Let’s look at the current saveTodo implementation (taken from second stage version of our reference TODO project):
function saveTodoDB(todo, callbackFn) {
return dbPool.query(
'INSERT INTO todo_items (entry) VALUES($1)',
[todo],
callbackFn
);
}We can use the same principles of encapsulation and injection here to make the dbPool a variable that gets passed in allowing us to provide a mocked implementation for testing. This is applying the same pattern we used before to make our API endpoint handlers testable. First we made the code parameterized by the thing we wanted to replace:
function mkSaveTodo(dbPool) {
return function(todo, callback) {
return dbPool.query(
'INSERT INTO todo_items (entry) VALUES($1)',
[todo],
callbackFn
);
};
}and then we can use this to get a version of saveTodo function that uses the correct database backend for our API. We then pass that into the constructRoutes call:
// Note, while much of the code in this lesson omits a lot of context due to
// its nature this sample is omiting more than normal...

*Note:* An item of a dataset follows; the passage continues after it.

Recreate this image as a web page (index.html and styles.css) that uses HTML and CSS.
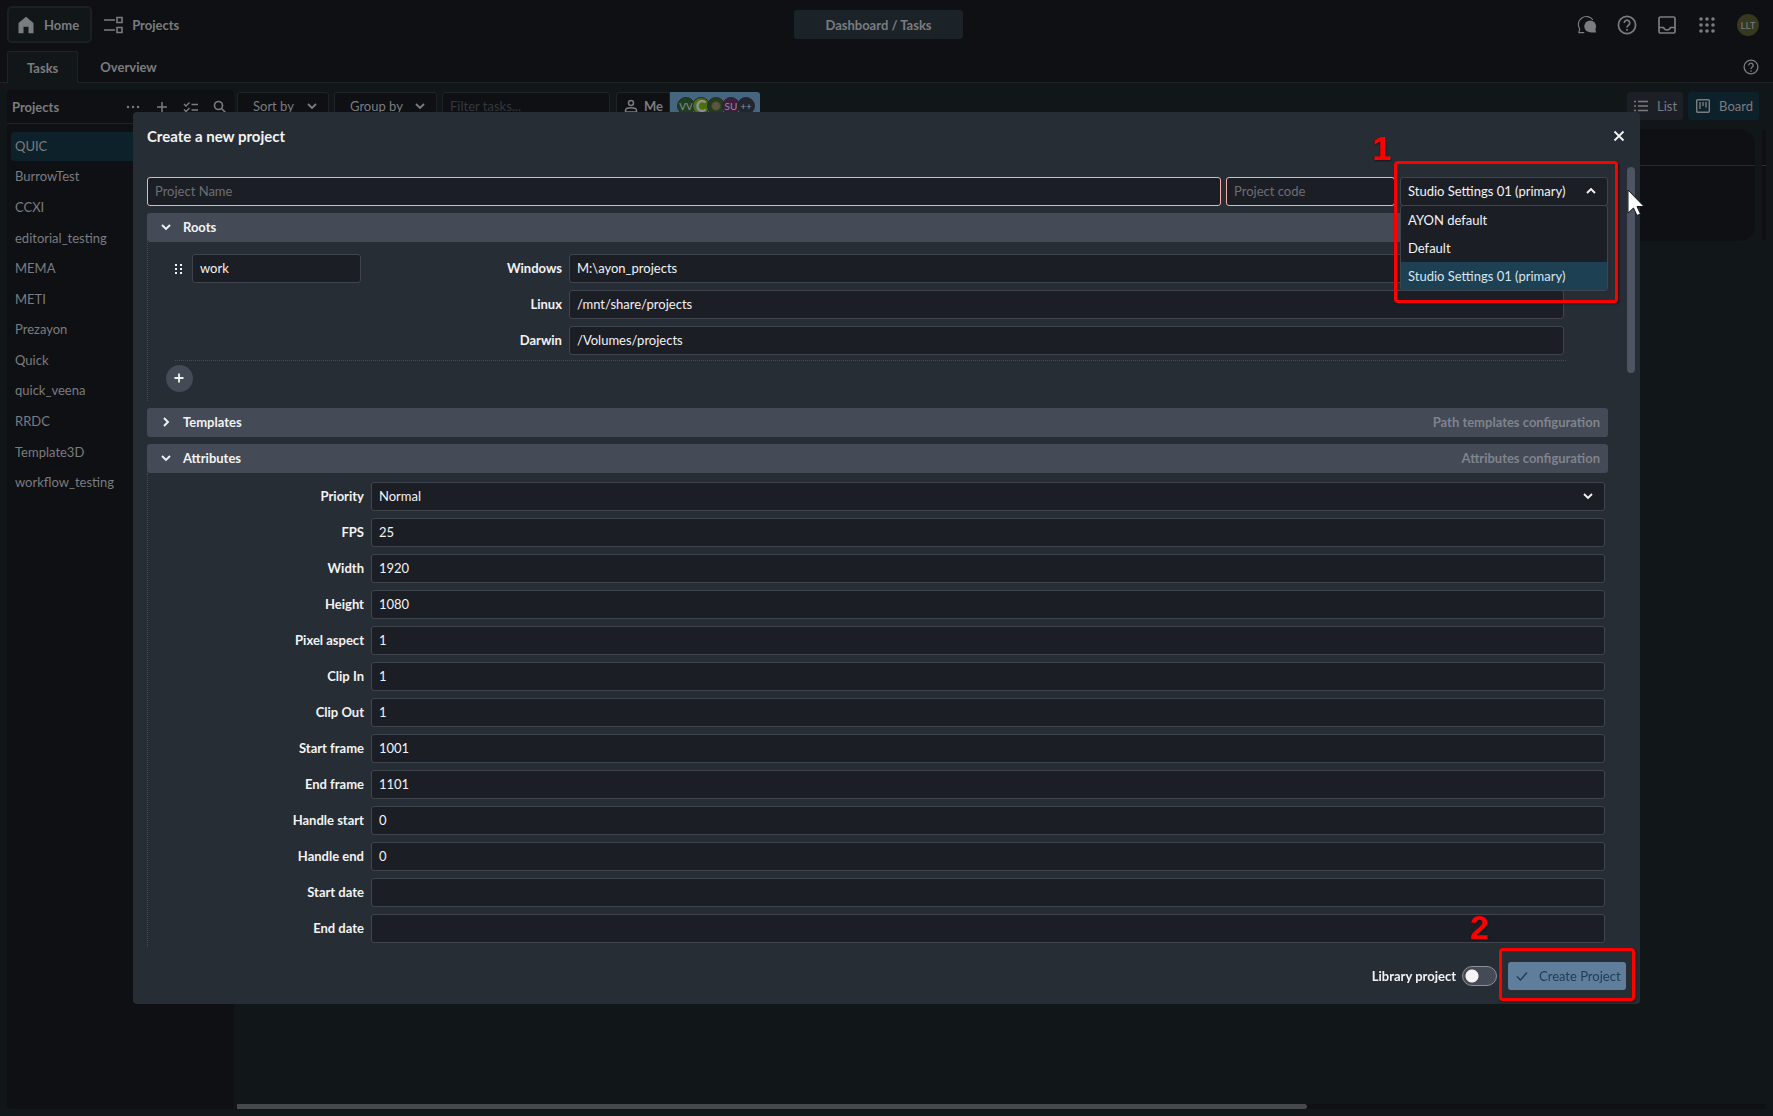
FILE: index.html
```html
<!DOCTYPE html>
<html lang="en">
<head>
    <title>Dashboard / Tasks</title>
    <meta charset="UTF-8">
    <meta name="viewport" content="width=device-width, initial-scale=1.0">
    <link rel="stylesheet" href="styles.css">
</head>
<body>
    <div class="app">
        <header class="topbar">
            <nav class="topbar-nav">
                <a class="nav-link active" href="#">
                    <svg class="icon" viewBox="0 0 24 24"><path fill="currentColor" d="M3 22V9.500l9-7.500 9 7.500V22h-6v-8H9v8z"/></svg>
                    Home
                </a>
                <a class="nav-link" href="#">
                    <svg class="icon" viewBox="0 0 20 20" fill="none" stroke="currentColor" stroke-width="1.600"><path d="M0 5h11M0 15h11M13 2.500h5v5h-5zM13 12.500h5v5h-5z"/></svg>
                    Projects
                </a>
            </nav>
            <button class="breadcrumb">Dashboard / Tasks</button>
            <div class="topbar-actions">
                <button class="icon-btn" aria-label="Feedback">
                    <svg class="icon" viewBox="0 0 22 20"><path fill="none" stroke="currentColor" stroke-width="1.300" d="M8 18.300H2l1-3.800A8.500 8.500 0 1 1 17.500 4.500"/><circle cx="14.500" cy="11.500" r="6.500" fill="currentColor"/><path fill="currentColor" d="M14.500 18.300H21l-.8-4z"/></svg>
                </button>
                <button class="icon-btn" aria-label="Help">
                    <svg class="icon" viewBox="0 0 20 20" fill="none" stroke="currentColor" stroke-width="1.700"><circle cx="10" cy="10" r="8.600"/><path d="M7.300 8a2.700 2.700 0 1 1 4.400 2c-1 .8-1.700 1.300-1.700 2.500M10 14v1.800"/></svg>
                </button>
                <button class="icon-btn" aria-label="Inbox">
                    <svg class="icon" viewBox="0 0 20 20" fill="none" stroke="currentColor" stroke-width="1.700"><rect x="2" y="2" width="16" height="16" rx="1.500"/><path d="M2 12.500h4.500c.6 1.700 2 2.500 3.500 2.500s2.900-.8 3.500-2.500H18"/></svg>
                </button>
                <button class="icon-btn" aria-label="Apps">
                    <svg class="icon" viewBox="0 0 20 20" fill="currentColor"><circle cx="4" cy="4" r="1.800"/><circle cx="10" cy="4" r="1.800"/><circle cx="16" cy="4" r="1.800"/><circle cx="4" cy="10" r="1.800"/><circle cx="10" cy="10" r="1.800"/><circle cx="16" cy="10" r="1.800"/><circle cx="4" cy="16" r="1.800"/><circle cx="10" cy="16" r="1.800"/><circle cx="16" cy="16" r="1.800"/></svg>
                </button>
                <button class="user">LLT</button>
            </div>
        </header>

        <nav class="tabs">
            <a class="tab active" href="#">Tasks</a>
            <a class="tab" href="#">Overview</a>
            <button class="icon-btn tabs-help" aria-label="Page help">
                <svg class="icon-sm" viewBox="0 0 20 20" fill="none" stroke="currentColor" stroke-width="1.700"><circle cx="10" cy="10" r="8.600"/><path d="M7.300 8a2.700 2.700 0 1 1 4.400 2c-1 .8-1.700 1.300-1.700 2.500M10 14v1.800"/></svg>
            </button>
        </nav>

        <main class="workspace">
            <aside class="sidebar">
                <div class="sidebar-header">
                    <span class="sidebar-title">Projects</span>
                    <button class="icon-btn" aria-label="More"><svg class="icon-sm" viewBox="0 0 16 16" fill="currentColor"><circle cx="3" cy="8" r="1.200"/><circle cx="8" cy="8" r="1.200"/><circle cx="13" cy="8" r="1.200"/></svg></button>
                    <button class="icon-btn" aria-label="Add project"><svg class="icon-sm" viewBox="0 0 16 16" fill="none" stroke="currentColor" stroke-width="1.500"><path d="M8 3v10M3 8h10"/></svg></button>
                    <button class="icon-btn" aria-label="Select"><svg class="icon-sm" viewBox="0 0 16 16" fill="none" stroke="currentColor" stroke-width="1.400"><path d="M1 5l2 2 3.500-3.500M1 10.500l2 2L6.500 9M8.500 5.500H15M8.500 11H15"/></svg></button>
                    <button class="icon-btn" aria-label="Search"><svg class="icon-sm" viewBox="0 0 16 16" fill="none" stroke="currentColor" stroke-width="1.600"><circle cx="6.500" cy="6.500" r="4"/><path d="M9.500 9.500l5 5"/></svg></button>
                </div>
                <ul class="project-list">
                    <li><a class="active" href="#">QUIC</a></li>
                    <li><a href="#">BurrowTest</a></li>
                    <li><a href="#">CCXI</a></li>
                    <li><a href="#">editorial_testing</a></li>
                    <li><a href="#">MEMA</a></li>
                    <li><a href="#">METI</a></li>
                    <li><a href="#">Prezayon</a></li>
                    <li><a href="#">Quick</a></li>
                    <li><a href="#">quick_veena</a></li>
                    <li><a href="#">RRDC</a></li>
                    <li><a href="#">Template3D</a></li>
                    <li><a href="#">workflow_testing</a></li>
                </ul>
            </aside>

            <section class="board">
                <div class="toolbar">
                    <button class="drop sort">Sort by
                        <svg class="icon-sm" viewBox="0 0 16 16" fill="none" stroke="currentColor" stroke-width="1.800"><path d="M4 6l4 4 4-4"/></svg>
                    </button>
                    <button class="drop group">Group by
                        <svg class="icon-sm" viewBox="0 0 16 16" fill="none" stroke="currentColor" stroke-width="1.800"><path d="M4 6l4 4 4-4"/></svg>
                    </button>
                    <input class="filter" type="text" placeholder="Filter tasks..." aria-label="Filter tasks">
                    <div class="assignees">
                        <button class="me">
                            <svg class="icon-sm" viewBox="0 0 16 16" fill="none" stroke="currentColor" stroke-width="1.500"><circle cx="8" cy="5" r="2.500"/><path d="M2.500 14v-1.500c0-1.500 2.500-2.700 5.500-2.700s5.500 1.200 5.500 2.700V14z"/></svg>
                            Me
                        </button>
                        <button class="avatars" aria-label="Assignees">
                            <span class="avatar green">VV</span>
                            <span class="avatar lime">C</span>
                            <span class="avatar photo"></span>
                            <span class="avatar purple">SU</span>
                            <span class="avatar more">++</span>
                        </button>
                    </div>
                    <div class="views">
                        <button class="view">
                            <svg class="icon-sm" viewBox="0 0 16 16" fill="none" stroke="currentColor" stroke-width="1.700"><path d="M1 3.500h2M1 8h2M1 12.500h2M5 3.500h10M5 8h10M5 12.500h10"/></svg>
                            List
                        </button>
                        <button class="view active">
                            <svg class="icon-sm" viewBox="0 0 16 16" fill="none" stroke="currentColor" stroke-width="1.400"><rect x="1.700" y="1.700" width="12.600" height="12.600" rx="1"/><path d="M5 4v7M8 4v4M11 4v5.500"/></svg>
                            Board
                        </button>
                    </div>
                </div>
                <div class="columns">
                    <div class="column red"></div>
                    <div class="column magenta"></div>
                </div>
                <div class="track"><div class="thumb"></div></div>
            </section>
        </main>
    </div>

    <div class="overlay">
        <form class="dialog" role="dialog" aria-labelledby="dialog-title">
            <div class="dialog-header">
                <h1 id="dialog-title">Create a new project</h1>
                <button class="close" type="button" aria-label="Close">
                    <svg class="icon-sm" viewBox="0 0 16 16" fill="none" stroke="currentColor" stroke-width="1.800"><path d="M3.500 3.500l9 9M12.500 3.500l-9 9"/></svg>
                </button>
            </div>

            <div class="dialog-body">
                <div class="name-row">
                    <input class="field invalid" type="text" placeholder="Project Name" aria-label="Project name">
                    <input class="field invalid" type="text" placeholder="Project code" aria-label="Project code">
                    <div class="preset">
                        <select class="field" aria-label="Anatomy preset">
                            <option>Studio Settings 01 (primary)</option>
                        </select>
                        <svg class="icon-sm arrow" viewBox="0 0 16 16" fill="none" stroke="currentColor" stroke-width="1.900"><path d="M4 10l4-4 4 4"/></svg>
                        <ul class="menu" role="listbox" aria-label="Presets">
                            <li role="option">AYON default</li>
                            <li role="option">Default</li>
                            <li class="selected" role="option" aria-selected="true">Studio Settings 01 (primary)</li>
                        </ul>
                        <div class="callout callout-preset"><span>1</span></div>
                    </div>
                </div>

                <section class="panel">
                    <button class="panel-header" type="button">
                        <svg class="icon-sm" viewBox="0 0 16 16" fill="none" stroke="currentColor" stroke-width="1.900"><path d="M4 6l4 4 4-4"/></svg>
                        <span>Roots</span>
                    </button>
                    <div class="panel-body roots">
                        <div class="root">
                            <svg class="grip" viewBox="0 0 8 12" fill="currentColor"><path d="M0 1h2v2H0zM5 1h2v2H5zM0 5h2v2H0zM5 5h2v2H5zM0 9h2v2H0zM5 9h2v2H5z"/></svg>
                            <input class="field root-name" type="text" value="work" aria-label="Root name">
                            <div class="root-paths">
                                <label for="root-windows">Windows</label>
                                <input class="field" type="text" id="root-windows" value="M:\ayon_projects">
                                <label for="root-linux">Linux</label>
                                <input class="field" type="text" id="root-linux" value="/mnt/share/projects">
                                <label for="root-darwin">Darwin</label>
                                <input class="field" type="text" id="root-darwin" value="/Volumes/projects">
                            </div>
                        </div>
                        <button class="add" type="button" aria-label="Add root">
                            <svg class="icon-sm" viewBox="0 0 16 16" fill="none" stroke="currentColor" stroke-width="1.800"><path d="M8 3.500v9M3.500 8h9"/></svg>
                        </button>
                    </div>
                </section>

                <section class="panel">
                    <button class="panel-header" type="button">
                        <svg class="icon-sm" viewBox="0 0 16 16" fill="none" stroke="currentColor" stroke-width="1.900"><path d="M6 4l4 4-4 4"/></svg>
                        <span>Templates</span>
                        <span class="hint">Path templates configuration</span>
                    </button>
                </section>

                <section class="panel">
                    <button class="panel-header" type="button">
                        <svg class="icon-sm" viewBox="0 0 16 16" fill="none" stroke="currentColor" stroke-width="1.900"><path d="M4 6l4 4 4-4"/></svg>
                        <span>Attributes</span>
                        <span class="hint">Attributes configuration</span>
                    </button>
                    <div class="panel-body attributes">
                        <label for="priority">Priority</label>
                        <div class="select-wrap">
                            <select class="field" id="priority">
                                <option>Normal</option>
                            </select>
                            <svg class="icon-sm arrow" viewBox="0 0 16 16" fill="none" stroke="currentColor" stroke-width="1.900"><path d="M4 6l4 4 4-4"/></svg>
                        </div>
                        <label for="fps">FPS</label>
                        <input class="field" type="text" id="fps" value="25">
                        <label for="width">Width</label>
                        <input class="field" type="text" id="width" value="1920">
                        <label for="height">Height</label>
                        <input class="field" type="text" id="height" value="1080">
                        <label for="pixel-aspect">Pixel aspect</label>
                        <input class="field" type="text" id="pixel-aspect" value="1">
                        <label for="clip-in">Clip In</label>
                        <input class="field" type="text" id="clip-in" value="1">
                        <label for="clip-out">Clip Out</label>
                        <input class="field" type="text" id="clip-out" value="1">
                        <label for="start-frame">Start frame</label>
                        <input class="field" type="text" id="start-frame" value="1001">
                        <label for="end-frame">End frame</label>
                        <input class="field" type="text" id="end-frame" value="1101">
                        <label for="handle-start">Handle start</label>
                        <input class="field" type="text" id="handle-start" value="0">
                        <label for="handle-end">Handle end</label>
                        <input class="field" type="text" id="handle-end" value="0">
                        <label for="start-date">Start date</label>
                        <input class="field" type="text" id="start-date">
                        <label for="end-date">End date</label>
                        <input class="field" type="text" id="end-date">
                    </div>
                </section>
            </div>

            <div class="dialog-footer">
                <label for="library">Library project</label>
                <input class="switch" type="checkbox" id="library">
                <div class="submit">
                    <button class="create" type="submit">
                        <svg class="icon-sm" viewBox="0 0 16 16" fill="none" stroke="currentColor" stroke-width="1.300"><path d="M3 8.500l3.500 3.500L13 4.500"/></svg>
                        Create Project
                    </button>
                    <div class="callout callout-create"><span>2</span></div>
                </div>
            </div>

            <div class="scrollbar"></div>
            <svg class="cursor" viewBox="0 0 18 28"><path fill="#fff" stroke="#14161c" stroke-width="1" d="M1 1v23l5.500-5 3.500 7.500 3.500-1.500-3.500-7.500H17z"/></svg>
        </form>
    </div>
</body>
</html>
```
FILE: styles.css
```css
* {
    box-sizing: border-box;
    margin: 0;
    padding: 0;
}

body {
    font-family: Lato, "Noto Sans", sans-serif;
    font-size: 13px;
    line-height: 18px;
    background: #111619;
    color: #7b7c7f;
    overflow: hidden;
}

button,
input,
select {
    font: inherit;
    color: inherit;
    border: none;
    background: none;
}

a {
    color: inherit;
    text-decoration: none;
}

ul {
    list-style: none;
}

.icon {
    display: block;
    width: 20px;
    height: 20px;
}

.icon-sm {
    display: block;
    flex: none;
    width: 16px;
    height: 16px;
}

.app {
    display: flex;
    flex-direction: column;
    height: 100vh;
}

/* top bar */
.topbar {
    display: grid;
    grid-template-columns: 1fr auto 1fr;
    align-items: center;
    height: 51px;
    padding: 0 14px 2px 7px;
    background: #0f1014;
    font-weight: 700;
}

.topbar-nav {
    display: flex;
}

.nav-link {
    display: flex;
    align-items: center;
    gap: 8px;
    height: 37px;
    padding: 0 10px;
    border: 2px solid transparent;
    border-radius: 5px;
}

.nav-link.active {
    padding: 0 11px 0 7px;
    border-color: #1c2023;
    background: #111619;
}

.breadcrumb {
    width: 169px;
    height: 29px;
    margin-right: 9px;
    border-radius: 3px;
    background: #1b2329;
}

.topbar-actions {
    display: flex;
    align-items: center;
    justify-content: flex-end;
    gap: 20px;
}

.user {
    width: 22px;
    height: 22px;
    border-radius: 50%;
    background: #36391f;
    font-size: 10px;
    font-weight: 400;
}

.tabs {
    display: flex;
    height: 32px;
    padding: 0 14px 0 7px;
    border-bottom: 1px solid #202326;
    background: #0f1014;
    font-weight: 700;
}

.tab {
    display: flex;
    align-items: center;
    height: 31px;
    padding: 0 22px;
}

.tab.active {
    height: 32px;
    padding: 0 19px;
    border: 1px solid #202326;
    border-bottom: none;
    border-radius: 3px 3px 0 0;
    background: #111619;
}

.tabs-help {
    margin-left: auto;
}

/* workspace */
.workspace {
    display: flex;
    flex: 1;
    gap: 3px;
    min-height: 0;
    padding: 7px;
}

.sidebar {
    width: 227px;
    border-radius: 4px;
    background: #0f1014;
}

.sidebar-header {
    display: flex;
    align-items: center;
    gap: 13px;
    height: 34px;
    padding: 0 6px 0 5px;
    border-bottom: 1px solid #202326;
}

.sidebar-title {
    margin-right: auto;
    font-weight: 700;
}

.project-list {
    display: grid;
    grid-auto-rows: 1fr;
    gap: 2px;
    height: 365px;
    margin: 8px 4px;
}

.project-list a {
    display: flex;
    align-items: center;
    height: 100%;
    padding: 0 4px 1px;
    border-radius: 3px;
}

.project-list a.active {
    background: #0d212b;
}

.board {
    display: flex;
    flex: 1;
    flex-direction: column;
    min-width: 0;
    padding-top: 2px;
}

.toolbar {
    display: flex;
    gap: 5px;
    height: 28px;
}

.drop {
    display: flex;
    align-items: center;
    justify-content: space-between;
    padding: 0 8px 0 15px;
    border: 1px solid #202326;
    border-radius: 3px;
    background: #0f1014;
}

.sort {
    width: 92px;
}

.group {
    width: 103px;
}

.filter {
    width: 168px;
    padding: 0 7px;
    border: 1px solid #202326;
    border-radius: 3px;
    background: #0f1014;
}

.filter::placeholder {
    color: #35373a;
}

.assignees {
    display: flex;
    margin-left: 1px;
}

.me {
    display: flex;
    align-items: center;
    gap: 5px;
    width: 54px;
    padding: 0 6px;
    border: 1px solid #202326;
    border-radius: 3px 0 0 3px;
    background: #0f1014;
    font-weight: 700;
}

.avatars {
    display: flex;
    align-items: center;
    width: 90px;
    padding: 0 7px;
    border-radius: 0 3px 3px 0;
    background: #46667f;
}

.avatar {
    flex: none;
    width: 18px;
    height: 18px;
    margin-right: -3px;
    border: 1px solid #24282d;
    border-radius: 50%;
    color: #8f9192;
    font-size: 10px;
    line-height: 16px;
}

.green {
    background: #1f3f22;
}

.lime {
    background: #4c700d;
    font-size: 16px;
    font-weight: 900;
}

.photo {
    background: radial-gradient(#5c5640 30%, #243c1c 45%);
}

.purple {
    background: #3d1e40;
}

.more {
    background: #22252d;
}

.views {
    display: flex;
    gap: 5px;
    margin-left: auto;
    margin-right: 7px;
}

.view {
    display: flex;
    align-items: center;
    gap: 8px;
    padding: 0 6px;
    border-radius: 3px;
    background: #1d1f27;
}

.view.active {
    padding: 0 6px 0 7px;
    background: #0d212b;
}

.columns {
    display: flex;
    gap: 7px;
    height: 112px;
    margin-top: 9px;
}

.column {
    border-radius: 15px;
    background: linear-gradient(var(--line), var(--line)) 0 36px / 100% 1px no-repeat #0f1014;
}

.red {
    --line: #610f12;
    flex: 1;
}

.magenta {
    --line: #6b0a62;
    width: 4px;
    border-radius: 4px 0 0 4px;
}

.track {
    height: 5px;
    margin-top: auto;
    background: #0f1014;
}

.thumb {
    width: 70%;
    height: 100%;
    border-radius: 0 3px 3px 0;
    background: #45494b;
}

/* dialog */
.overlay {
    position: fixed;
    inset: 0;
    display: flex;
    align-items: center;
    justify-content: center;
}

.dialog {
    position: relative;
    display: flex;
    flex-direction: column;
    width: 85vw;
    height: 80vh;
    border-radius: 4px;
    background: #272d34;
    color: #f2f3f4;
}

.dialog-header {
    display: flex;
    align-items: center;
    justify-content: space-between;
    height: 65px;
    padding: 0 13px 17px 14px;
}

.dialog-header h1 {
    font-size: 15px;
    font-weight: 700;
}

.dialog-body {
    display: flex;
    flex: 1;
    flex-direction: column;
    gap: 7px;
    min-height: 0;
    padding: 0 32px 0 14px;
}

.field {
    width: 100%;
    min-width: 0;
    height: 29px;
    padding: 0 7px;
    border: 1px solid #40444d;
    border-radius: 3px;
    background: #1c1e26;
    appearance: none;
}

.field::placeholder {
    color: #6d6e72;
}

.invalid {
    border-color: #f3b0a9;
}

.name-row {
    display: grid;
    grid-template-columns: 1fr 169px 208px;
    gap: 5px;
}

.preset,
.select-wrap,
.submit {
    position: relative;
}

.arrow {
    position: absolute;
    top: 6px;
    right: 9px;
    pointer-events: none;
}

.menu {
    position: absolute;
    z-index: 1;
    top: 28px;
    left: 0;
    width: 100%;
    border: 1px solid #40444d;
    border-radius: 3px;
    background: #1c1e26;
}

.menu li {
    padding: 5px 7px;
}

.menu .selected {
    background: #1d4052;
    color: #d5e6f2;
}

.callout {
    position: absolute;
    z-index: 2;
    border: 3px solid #f00;
    border-radius: 4px;
    box-shadow: 1px 1px 2px #14161c;
    pointer-events: none;
}

.callout span {
    position: absolute;
    color: #f00;
    font: 700 34px/32px "Liberation Sans", sans-serif;
    text-shadow: 1px 1px 2px #14161c;
}

.callout-preset {
    inset: -16px -10px -97px -6px;
}

.callout-preset span {
    top: -32px;
    left: -25px;
}

.callout-create {
    inset: -14px -9px -11px -9px;
}

.callout-create span {
    top: -40px;
    left: -32px;
}

.panel-header {
    display: flex;
    align-items: center;
    gap: 9px;
    width: 100%;
    height: 29px;
    padding: 0 8px 0 11px;
    border-radius: 3px;
    background: #444a56;
    font-weight: 700;
}

.hint {
    margin-left: auto;
    color: #80848c;
}

.panel-body {
    border-left: 1px dotted #444a56;
}

.panel-body label,
.dialog-footer label {
    font-weight: 700;
}

.roots {
    padding: 12px 42px 9px 18px;
}

.root {
    display: grid;
    grid-template-columns: 8px 169px 1fr;
    gap: 9px;
    margin-left: 9px;
    padding: 0 2px 5px 0;
    border-bottom: 1px dotted #444a56;
}

.grip {
    width: 8px;
    height: 12px;
    margin-top: 9px;
}

.root-paths {
    display: grid;
    grid-template-columns: 192px 1fr;
    align-items: center;
    gap: 7px;
    text-align: right;
}

.add {
    display: flex;
    align-items: center;
    justify-content: center;
    width: 27px;
    height: 27px;
    margin-top: 4px;
    border-radius: 50%;
    background: #444a56;
}

.attributes {
    display: grid;
    grid-template-columns: 216px 1fr;
    align-items: center;
    gap: 7px;
    padding: 9px 3px 4px 0;
    text-align: right;
}

.dialog-footer {
    display: flex;
    align-items: center;
    justify-content: flex-end;
    height: 58px;
    padding: 2px 14px 0 0;
}

.switch {
    width: 35px;
    height: 20px;
    margin: 0 11px 0 6px;
    border: 1px solid #8b9199;
    border-radius: 10px;
    background: radial-gradient(circle at 9px 9px, #f4f4f4 6px, #444a56 7px);
    appearance: none;
}

.create {
    display: flex;
    align-items: center;
    gap: 9px;
    width: 118px;
    height: 28px;
    padding: 0 6px;
    border-radius: 3px;
    background: #5e7e9b;
    color: #1e3c52;
    white-space: nowrap;
}

.scrollbar {
    position: absolute;
    top: 55px;
    right: 5px;
    width: 8px;
    height: 206px;
    border-radius: 4px;
    background: #4e5461;
}

.cursor {
    position: absolute;
    z-index: 3;
    top: 77px;
    right: -5px;
    width: 18px;
    height: 28px;
}
```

const dbPool = new pg.Pool({ connectionString: dbConnString })
const saveTodo = mkSaveTodo(dbPool)
setup.constructRoutes(app, ..., saveTodo)Note: There are two things worth calling out a about this example.
First: A totally valid question is "why not have
mkSaveTodotake in aqueryfunction instead ofdbPool?The answer is one of mental framing: When deciding what to pull out I approached it as a problem of “How do I make the database a variable.” Within that context it made more sense for
dbPoolto be passed in. This also means if I need to do other things with the database in the future it doesn’t change. Even so if you wanted to just pass in aqueryfunction that is also totally fine.Second: Once you dig into the reference project provided for part three you’ll notice the solution there is a bit different than the one above, why is that?
Mostly it’s just that there are a lot of ways to solve programming problems and often the same person will come up with different solutions. There isn’t any deep reason. And ultimately the “best” solution is just a matter of preference anyway.
Now that we’ve abstracted out how the database gets provided to saveTodo the same approach we utilized for testing our handlers early in this lesson can be used to test our code that makes calls into the database. It turns out that when we want to make complex verifications around how a mock is called doing that all manually is a lot of work… that somebody else has done for us.
Now we introduce the last new library of this lession, simple-mock. At its most basic you can include the library and create new objects that act as a proxy for a function that you want to test your code’s interactions with. As an example:
// include the libraries
const expect = require('chai').expect;
const simple = require('simple-mock');
// and we have a function we want to test
function functionToTest(functionToCall, callNTimes) {
for (let i = 0; i < callNTimes; i++) {
functionToCall(i);
}
}
describe('functionToTest', () => {
it('should call the passed-in function once', () => {
// create a mock function to pass in to `functionToTest`
const mockFn = simple.mock();
functionToTest(mockFn, 1);
// verify that mockFn was called once
expect(mockFn.calls.length).to.equal(1);
// grab the first call to mockFn
const callArgs = mockFn.calls[0].args;
// verify that functionToTest only passed one parameter
expect(callArgs.length).to.equal(1);
// ...and that the parameter's value was 1
expect(callArgs.length[0]).to.equal(1);
});
});This is enough for you to get a solid collection of tests going for the code that calls your database but simple-mock is much more featureful and it’s worth looking into the different testing/validation modes it supports later.
As normal we have a reference project that complets testing your database interaction code available in a [repl.it][backend-iii].
It’s an interesting task to implement your own mocking and validation code by hand and teaches you a lot of neat tricks. If you’re feeling adventurous give that a try!